Pound called for continued education and stiffer penalties through all levels of sport to deter athletes from making the "reckless and dangerous" choice to use drugs.
"The real aim is to prevent doping in the first place, not sanction people for getting caught," he said.
Pound pointed out that, despite what some athletes say who have been caught using, "doping in sport is very, very seldom accidental."
"It is almost always planned and deliberate, engaged in knowing it is contrary to the rules agreed upon by all the participants," Pound said. "It is done for the express purpose of gaining an unfair advantage over other competitors and is aided and abetted by professionals and others in positions of influence.
"Taking an anabolic steroid is not an accident. Blood transfusions are not an accident.
"Human growth hormone treatments are not accidents. Inserting a balloon into your anus or vagina and filling it with somebody else's urine so that when you provide a sample it's not your urine, is not an accident."
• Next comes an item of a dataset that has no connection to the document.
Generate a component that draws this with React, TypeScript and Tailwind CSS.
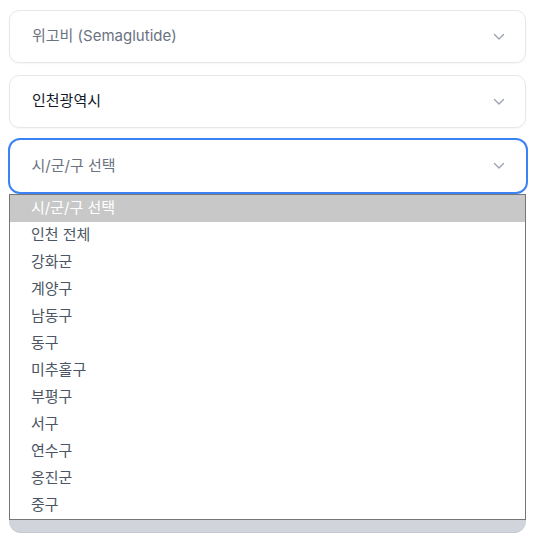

ashley.prest@freepress.mb.ca
Dick Pound speaks out on...
The political demonstrations that have interfered with the Olympic torch's tour:
"I can understand why somebody would want to appropriate the Olympics to get publicity for their issue, and I'm not commenting on the importance of the issue, but if you turn it into violence where you're attacking torch runners and you're trying to extinguish this universal symbol of peace, you give up all of the moral high ground that you thought you were occupying. You become a thug. You're not a credible protester. If you'd lined the route with all kinds of signs and flags and people looking sad, you'd have had at least the same impact without behaving in a violent way."
The possibility of a boycott of the 2008 Beijing Olympics, considering reports some political figures are considering taking a pass on the opening ceremonies:
"I have no issue with the politicians, they know if they're not attending, it's a political statement... I think for athletes and teams who go there, you're not going there as politicians. You're going there as athletes. You're participating in the Games. One of our (IOC) rules is it's not political, you don't make demonstrations."
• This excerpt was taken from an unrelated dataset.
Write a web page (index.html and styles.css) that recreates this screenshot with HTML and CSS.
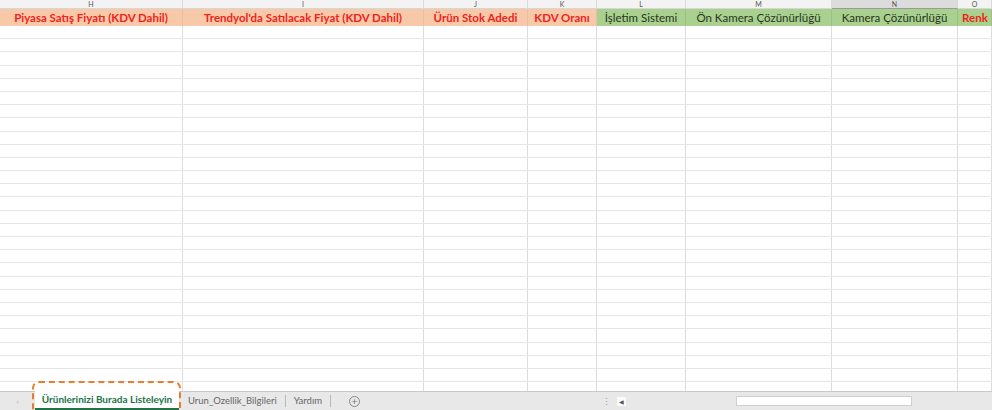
FILE: index.html
```html
<!DOCTYPE html>
<html lang="tr">
<head>
  <meta charset="UTF-8" />
  <title>Ürünlerinizi Burada Listeleyin</title>
  <link rel="stylesheet" href="styles.css">
</head>
<body>
  <div class="sheet">
    <div class="letters">
      <div>H</div><div>I</div><div>J</div><div>K</div><div>L</div><div>M</div><div class="picked">N</div><div>O</div>
    </div>
    <div class="heads">
      <div class="hd red">Piyasa Satış Fiyatı (KDV Dahil)</div>
      <div class="hd red">Trendyol'da Satılacak Fiyat (KDV Dahil)</div>
      <div class="hd red">Ürün Stok Adedi</div>
      <div class="hd red">KDV Oranı</div>
      <div class="hd green">İşletim Sistemi</div>
      <div class="hd green">Ön Kamera Çözünürlüğü</div>
      <div class="hd green">Kamera Çözünürlüğü</div>
      <div class="hd green tail">Renk</div>
    </div>
    <div class="rows" id="rows"></div>
  </div>

  <div class="tabs">
    <span class="nav">&#8249;</span>
    <div class="tab active">Ürünlerinizi Burada Listeleyin</div>
    <div class="tab">Urun_Ozellik_Bilgileri</div>
    <div class="tab">Yardım</div>
    <span class="add">+</span>
    <div class="spacer"></div>
    <span class="grip">&#8942;</span>
    <span class="arrow">&#9664;</span>
    <div class="track"></div>
  </div>

  <script>
    const rows = document.getElementById("rows");
    for (let r = 0; r < 28; r++) {
      const row = document.createElement("div");
      row.classList.add("row");
      for (let c = 0; c < 8; c++) {
        row.appendChild(document.createElement("div"));
      }
      rows.appendChild(row);
    }
  </script>
</body>
</html>
```

FILE: styles.css
```css
* {
  box-sizing: border-box;
}

body {
  margin: 0;
  width: 992px;
  height: 410px;
  overflow: hidden;
  background: #ffffff;
  font-family: Lato, "Noto Sans", sans-serif;
  display: flex;
  flex-direction: column;
}

.sheet {
  flex: 1;
  overflow: hidden;
}

.letters,
.heads,
.row {
  display: grid;
  grid-template-columns: 183px 241px 104px 69px 89px 146px 126px 34px;
}

.letters {
  height: 9px;
  background: #f3f3f3;
  border-bottom: 1px solid #d6d6d6;
}

.letters div {
  font-size: 7px;
  line-height: 8px;
  color: #555;
  text-align: center;
  border-right: 1px solid #dadada;
}

.letters .picked {
  background: #dcdcdc;
  border-bottom: 1px solid #9a9a9a;
}

.heads {
  height: 17px;
}

.hd {
  font-size: 11.5px;
  line-height: 17px;
  text-align: center;
  white-space: nowrap;
  overflow: hidden;
  border-right: 1px solid #e4c0a6;
}

.hd.red {
  background: #f8c9a9;
  color: #f0231c;
  font-weight: bold;
}

.hd.green {
  background: #a9d08e;
  color: #27361f;
  border-right-color: #9cc283;
}

.hd.tail {
  color: #f0231c;
  font-weight: bold;
  text-align: left;
  padding-left: 4px;
}

.row {
  height: 13.2px;
  border-bottom: 1px solid #e6e6e6;
}

.row div {
  border-right: 1px solid #dddddd;
}

.tabs {
  height: 19px;
  flex-shrink: 0;
  background: #e8e8e8;
  border-top: 1px solid #c9c9c9;
  display: flex;
  align-items: center;
  font-size: 9.5px;
  color: #666;
  white-space: nowrap;
}

.nav {
  width: 35px;
  text-align: center;
  color: #aaa;
  font-size: 8px;
}

.tab {
  padding: 0 8px;
  height: 12px;
  line-height: 12px;
  border-right: 1px solid #b8b8b8;
}

.tab.active {
  width: 144px;
  height: 19px;
  line-height: 17px;
  margin-top: -1px;
  padding: 0;
  text-align: center;
  background: #ffffff;
  color: #217346;
  font-size: 10px;
  font-weight: bold;
  border-right: none;
  border-bottom: 2px solid #217346;
  margin-right: 1px;
  position: relative;
}

.tab.active::before {
  content: "";
  position: absolute;
  left: -3px;
  right: -2px;
  top: -10px;
  height: 40px;
  border: 2px dashed #e87d2c;
  border-radius: 7px;
}

.add {
  margin-left: 18px;
  width: 11px;
  height: 11px;
  border: 1px solid #888;
  border-radius: 50%;
  font-size: 10px;
  line-height: 9px;
  text-align: center;
  color: #777;
}

.spacer {
  flex: 1;
}

.grip {
  color: #999;
  font-size: 9px;
  margin-right: 6px;
}

.arrow {
  font-size: 6px;
  color: #555;
  background: #fafafa;
  padding: 1px 2px;
  margin-right: 110px;
}

.track {
  width: 176px;
  height: 10px;
  background: #ffffff;
  border: 1px solid #cfcfcf;
  margin-right: 80px;
}
```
"Boycotts don't work... I don't understand how our synchronized swimmers (for example) not being in Beijing would make a difference. I don't think there's any impact... Athletes would come away feeling bitter and used in a publicity stunt."
The 2000 Olympics relay teammates of disgraced American sprinter Marion Jones being ordered to return their medals in the wake of Jones admitting her use of performance-enhancing substances and being stripped of her five Olympic medals:
"She (Jones) admitted to being doped, she's part of the relay team and the relay team pays the price. I think that's unfortunate for the other three, but that's the right result...Their Olympic committee will give them back. They broke a rule, somebody on their team cheated. In the Pan American Games in 1995 when (Canadian rower) Silken Laumann had taken a cold tablet and it had a banned substance in it. Her doctor wasn't paying enough attention to what she was taking, and their boat lost the (gold) medal. But that's the deal. If your performance has been improved by the use of this drug, you're toast."
His Olympic beginnings:
"Forty-eight years ago this year, the (Canadian) Olympic swimming trials were held here and I managed to qualify for the 1960 games in Rome. They turned out to be a magical experience for me, one that I have never forgotten and one that has led me to number of subsequent activities...to try and make it possible for other athletes to have the same wonderful experience. But for me, it all comes back to Winnipeg."
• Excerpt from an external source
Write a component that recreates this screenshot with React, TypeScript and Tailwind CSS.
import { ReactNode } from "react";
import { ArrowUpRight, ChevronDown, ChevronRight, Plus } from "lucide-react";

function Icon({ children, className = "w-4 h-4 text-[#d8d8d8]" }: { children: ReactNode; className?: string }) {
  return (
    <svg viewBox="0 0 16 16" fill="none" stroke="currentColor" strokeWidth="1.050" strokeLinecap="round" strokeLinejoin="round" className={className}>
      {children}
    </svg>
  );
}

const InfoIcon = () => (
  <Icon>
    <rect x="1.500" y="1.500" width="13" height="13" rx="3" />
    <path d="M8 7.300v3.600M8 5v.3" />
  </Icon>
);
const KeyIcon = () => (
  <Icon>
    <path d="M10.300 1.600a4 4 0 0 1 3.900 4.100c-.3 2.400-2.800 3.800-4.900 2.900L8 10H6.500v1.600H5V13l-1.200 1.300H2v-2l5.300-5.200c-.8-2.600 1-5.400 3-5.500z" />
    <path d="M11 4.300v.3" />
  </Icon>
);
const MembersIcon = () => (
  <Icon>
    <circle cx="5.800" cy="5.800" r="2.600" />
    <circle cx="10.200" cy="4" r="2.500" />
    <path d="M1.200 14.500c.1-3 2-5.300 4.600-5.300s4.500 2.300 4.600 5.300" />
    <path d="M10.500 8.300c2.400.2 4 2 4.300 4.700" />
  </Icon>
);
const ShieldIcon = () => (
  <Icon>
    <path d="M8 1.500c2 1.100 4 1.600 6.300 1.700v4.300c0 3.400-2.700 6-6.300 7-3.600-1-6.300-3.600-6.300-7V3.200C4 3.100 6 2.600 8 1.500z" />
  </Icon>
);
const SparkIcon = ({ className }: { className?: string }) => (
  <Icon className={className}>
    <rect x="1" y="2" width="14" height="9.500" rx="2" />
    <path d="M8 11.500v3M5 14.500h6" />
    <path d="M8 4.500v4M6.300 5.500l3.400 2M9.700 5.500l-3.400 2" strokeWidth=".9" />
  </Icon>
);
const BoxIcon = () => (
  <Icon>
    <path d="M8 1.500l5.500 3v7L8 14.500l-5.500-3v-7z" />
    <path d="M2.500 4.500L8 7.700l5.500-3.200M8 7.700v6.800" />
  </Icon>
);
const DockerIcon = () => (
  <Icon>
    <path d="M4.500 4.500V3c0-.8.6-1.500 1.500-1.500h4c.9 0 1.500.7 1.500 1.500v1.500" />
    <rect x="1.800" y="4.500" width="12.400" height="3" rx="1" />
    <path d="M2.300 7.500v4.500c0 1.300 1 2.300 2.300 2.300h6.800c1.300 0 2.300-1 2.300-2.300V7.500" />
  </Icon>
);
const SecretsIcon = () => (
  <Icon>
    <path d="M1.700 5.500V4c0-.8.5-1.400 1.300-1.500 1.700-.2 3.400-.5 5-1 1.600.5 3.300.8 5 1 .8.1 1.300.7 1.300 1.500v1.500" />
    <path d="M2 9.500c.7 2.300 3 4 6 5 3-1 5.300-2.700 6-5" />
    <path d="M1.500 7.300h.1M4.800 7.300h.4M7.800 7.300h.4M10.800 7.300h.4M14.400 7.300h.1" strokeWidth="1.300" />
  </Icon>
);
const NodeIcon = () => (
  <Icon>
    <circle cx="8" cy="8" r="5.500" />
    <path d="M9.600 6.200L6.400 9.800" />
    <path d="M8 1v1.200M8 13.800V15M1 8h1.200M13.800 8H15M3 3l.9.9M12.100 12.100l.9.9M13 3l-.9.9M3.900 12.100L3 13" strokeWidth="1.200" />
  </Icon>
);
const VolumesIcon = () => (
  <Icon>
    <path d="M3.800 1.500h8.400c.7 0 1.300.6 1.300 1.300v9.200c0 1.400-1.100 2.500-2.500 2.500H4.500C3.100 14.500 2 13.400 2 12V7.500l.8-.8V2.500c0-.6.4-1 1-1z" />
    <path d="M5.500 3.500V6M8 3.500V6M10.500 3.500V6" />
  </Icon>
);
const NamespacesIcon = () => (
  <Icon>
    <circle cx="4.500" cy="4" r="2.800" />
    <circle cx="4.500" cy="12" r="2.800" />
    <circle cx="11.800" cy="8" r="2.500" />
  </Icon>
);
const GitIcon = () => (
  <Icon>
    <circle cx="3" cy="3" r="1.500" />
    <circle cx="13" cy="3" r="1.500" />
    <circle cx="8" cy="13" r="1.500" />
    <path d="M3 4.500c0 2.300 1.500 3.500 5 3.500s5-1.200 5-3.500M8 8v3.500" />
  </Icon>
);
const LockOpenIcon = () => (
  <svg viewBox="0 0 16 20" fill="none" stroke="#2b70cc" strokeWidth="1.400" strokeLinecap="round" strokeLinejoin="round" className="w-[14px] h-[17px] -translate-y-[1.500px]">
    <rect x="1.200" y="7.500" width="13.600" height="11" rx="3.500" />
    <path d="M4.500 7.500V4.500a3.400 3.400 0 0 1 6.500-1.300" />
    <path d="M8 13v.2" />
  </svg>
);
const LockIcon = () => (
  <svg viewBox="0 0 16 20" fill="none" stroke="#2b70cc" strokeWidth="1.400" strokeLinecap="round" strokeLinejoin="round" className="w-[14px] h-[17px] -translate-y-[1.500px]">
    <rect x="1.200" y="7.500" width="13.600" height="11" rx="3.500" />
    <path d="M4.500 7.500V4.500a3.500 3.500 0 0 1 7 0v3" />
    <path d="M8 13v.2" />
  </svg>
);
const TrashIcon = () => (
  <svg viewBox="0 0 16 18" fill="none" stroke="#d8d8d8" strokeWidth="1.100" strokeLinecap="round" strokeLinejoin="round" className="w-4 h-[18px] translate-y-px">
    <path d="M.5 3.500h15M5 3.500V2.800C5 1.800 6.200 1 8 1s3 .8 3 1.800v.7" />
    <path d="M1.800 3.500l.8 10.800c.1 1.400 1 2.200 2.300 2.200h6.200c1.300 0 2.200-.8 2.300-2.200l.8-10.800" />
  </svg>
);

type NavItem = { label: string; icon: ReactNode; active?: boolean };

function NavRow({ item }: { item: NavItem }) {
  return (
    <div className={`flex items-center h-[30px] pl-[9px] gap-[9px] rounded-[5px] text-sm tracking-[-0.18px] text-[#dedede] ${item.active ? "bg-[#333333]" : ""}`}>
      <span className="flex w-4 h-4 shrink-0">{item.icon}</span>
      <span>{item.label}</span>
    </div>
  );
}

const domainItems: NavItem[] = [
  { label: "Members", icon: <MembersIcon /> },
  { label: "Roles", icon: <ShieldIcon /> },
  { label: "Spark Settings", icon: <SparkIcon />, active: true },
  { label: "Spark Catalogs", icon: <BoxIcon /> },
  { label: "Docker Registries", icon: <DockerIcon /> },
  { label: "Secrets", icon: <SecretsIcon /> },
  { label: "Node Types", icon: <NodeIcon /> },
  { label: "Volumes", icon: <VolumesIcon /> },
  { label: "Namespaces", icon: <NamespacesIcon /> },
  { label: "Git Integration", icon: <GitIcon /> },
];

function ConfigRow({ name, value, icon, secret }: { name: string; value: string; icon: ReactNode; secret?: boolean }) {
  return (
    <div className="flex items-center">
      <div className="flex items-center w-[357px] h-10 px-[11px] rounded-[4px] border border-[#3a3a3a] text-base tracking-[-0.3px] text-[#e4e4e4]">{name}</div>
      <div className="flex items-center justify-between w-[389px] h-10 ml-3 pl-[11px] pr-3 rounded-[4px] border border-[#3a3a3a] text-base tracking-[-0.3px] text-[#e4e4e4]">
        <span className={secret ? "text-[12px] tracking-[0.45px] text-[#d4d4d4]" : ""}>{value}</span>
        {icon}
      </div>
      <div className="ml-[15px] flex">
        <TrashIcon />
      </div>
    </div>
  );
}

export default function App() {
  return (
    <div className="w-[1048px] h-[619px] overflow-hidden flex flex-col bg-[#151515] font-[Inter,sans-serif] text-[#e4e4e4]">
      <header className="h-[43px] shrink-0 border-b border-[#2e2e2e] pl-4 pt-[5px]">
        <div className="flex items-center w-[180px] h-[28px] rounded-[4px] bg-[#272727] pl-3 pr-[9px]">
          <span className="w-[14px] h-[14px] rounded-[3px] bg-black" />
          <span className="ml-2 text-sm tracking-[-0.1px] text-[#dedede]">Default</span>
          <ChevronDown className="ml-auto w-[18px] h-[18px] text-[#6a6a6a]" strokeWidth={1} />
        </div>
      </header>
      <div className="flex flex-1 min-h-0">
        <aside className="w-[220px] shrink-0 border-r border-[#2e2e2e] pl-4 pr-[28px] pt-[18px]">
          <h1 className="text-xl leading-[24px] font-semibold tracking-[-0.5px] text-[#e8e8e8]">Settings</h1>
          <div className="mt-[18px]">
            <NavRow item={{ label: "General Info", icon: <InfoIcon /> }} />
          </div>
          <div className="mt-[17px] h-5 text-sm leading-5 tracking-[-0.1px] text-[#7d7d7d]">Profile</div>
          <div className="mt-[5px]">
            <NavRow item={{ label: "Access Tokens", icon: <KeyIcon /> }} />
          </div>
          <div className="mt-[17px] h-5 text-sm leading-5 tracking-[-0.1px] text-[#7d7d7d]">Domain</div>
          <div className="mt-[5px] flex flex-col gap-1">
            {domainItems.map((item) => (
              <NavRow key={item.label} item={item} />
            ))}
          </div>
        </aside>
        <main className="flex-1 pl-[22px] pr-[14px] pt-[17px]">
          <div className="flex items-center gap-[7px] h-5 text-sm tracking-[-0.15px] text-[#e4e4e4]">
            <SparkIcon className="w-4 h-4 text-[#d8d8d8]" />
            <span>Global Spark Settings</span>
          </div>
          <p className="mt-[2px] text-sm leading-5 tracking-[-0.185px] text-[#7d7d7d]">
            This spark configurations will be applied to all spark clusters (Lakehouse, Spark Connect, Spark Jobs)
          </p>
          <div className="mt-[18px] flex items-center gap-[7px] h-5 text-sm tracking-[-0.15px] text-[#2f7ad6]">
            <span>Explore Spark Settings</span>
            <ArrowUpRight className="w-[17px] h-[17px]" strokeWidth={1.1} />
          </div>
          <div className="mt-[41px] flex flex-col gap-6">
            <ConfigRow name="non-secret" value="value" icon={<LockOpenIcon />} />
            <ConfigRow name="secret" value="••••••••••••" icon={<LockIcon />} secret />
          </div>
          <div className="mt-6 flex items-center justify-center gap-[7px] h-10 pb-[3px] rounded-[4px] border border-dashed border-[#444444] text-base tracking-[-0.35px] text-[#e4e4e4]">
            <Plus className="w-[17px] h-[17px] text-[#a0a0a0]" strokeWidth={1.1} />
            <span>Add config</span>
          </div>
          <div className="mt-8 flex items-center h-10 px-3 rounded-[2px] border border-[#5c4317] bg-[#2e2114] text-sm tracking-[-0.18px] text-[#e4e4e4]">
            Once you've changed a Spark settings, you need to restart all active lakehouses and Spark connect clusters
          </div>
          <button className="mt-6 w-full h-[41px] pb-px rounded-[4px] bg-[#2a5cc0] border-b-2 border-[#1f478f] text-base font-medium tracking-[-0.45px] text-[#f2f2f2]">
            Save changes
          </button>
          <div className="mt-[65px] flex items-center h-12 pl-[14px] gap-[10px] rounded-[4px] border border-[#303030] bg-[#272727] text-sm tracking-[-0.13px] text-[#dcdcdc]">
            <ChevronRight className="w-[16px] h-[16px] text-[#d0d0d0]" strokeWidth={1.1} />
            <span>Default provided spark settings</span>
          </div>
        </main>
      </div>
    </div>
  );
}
Why doping has become a massive problem at all levels of sport:
"The drug problem in sport today has reached the crisis it has become precisely because there is too much compromise, too much unwillingness to confront the problem when it first appeared, too much institutional denial on the part of those who should have known better and too much uncritical acceptance of platitudes that brushed aside what was really going on."
Drugs in the Canadian Football League:
"The CFL, believe it or not, has no drug policy. They've always taken the view that in professional football, there's no drug use and therefore, why would we test anyone for drugs? I think that's got to change."
The direction sport should go:
"You need to get everybody involved in sport to say, look, if we don't solve this problem, what's going to happen is responsible parents aren't going to let their children get into organized, competitive sport. You're going to end up with this diminishing circle of professional gladiators in sports that become increasingly violent and increasingly meaningless. Real people won't do it."
On the cost of testing for performance-enhancing substances and the random-testing policy in Canadian amateur sport:
"It is expensive for grassroots stuff, it's not expensive for the organized and professional sports. What's more important is the possibility that you might get tested. Just the risk that you could be tested, even if it's only one in every thousand athletes as opposed to one in every 10, the thought that it might happen to you is a deterrent."
On the 2002 Salt Lake City Olympics scandal, which he called the "dark side" of sports administration:
"We learned very much the hard way that we could not call upon athletes and sports officials to behave ethically when the IOC itself was unable to demonstrate that it lived within the same high standards we demanded of others."
On early abuse of anabolic steroids, tongue-in-cheek, as athletes used to talk freely among each other until widespread drug use in sport came to light in the 1960s:
"Yes, I have terminal acne, my testicals have shrunk to the size of jellybeans and I'm in a constant rage but boy can I throw the shot put."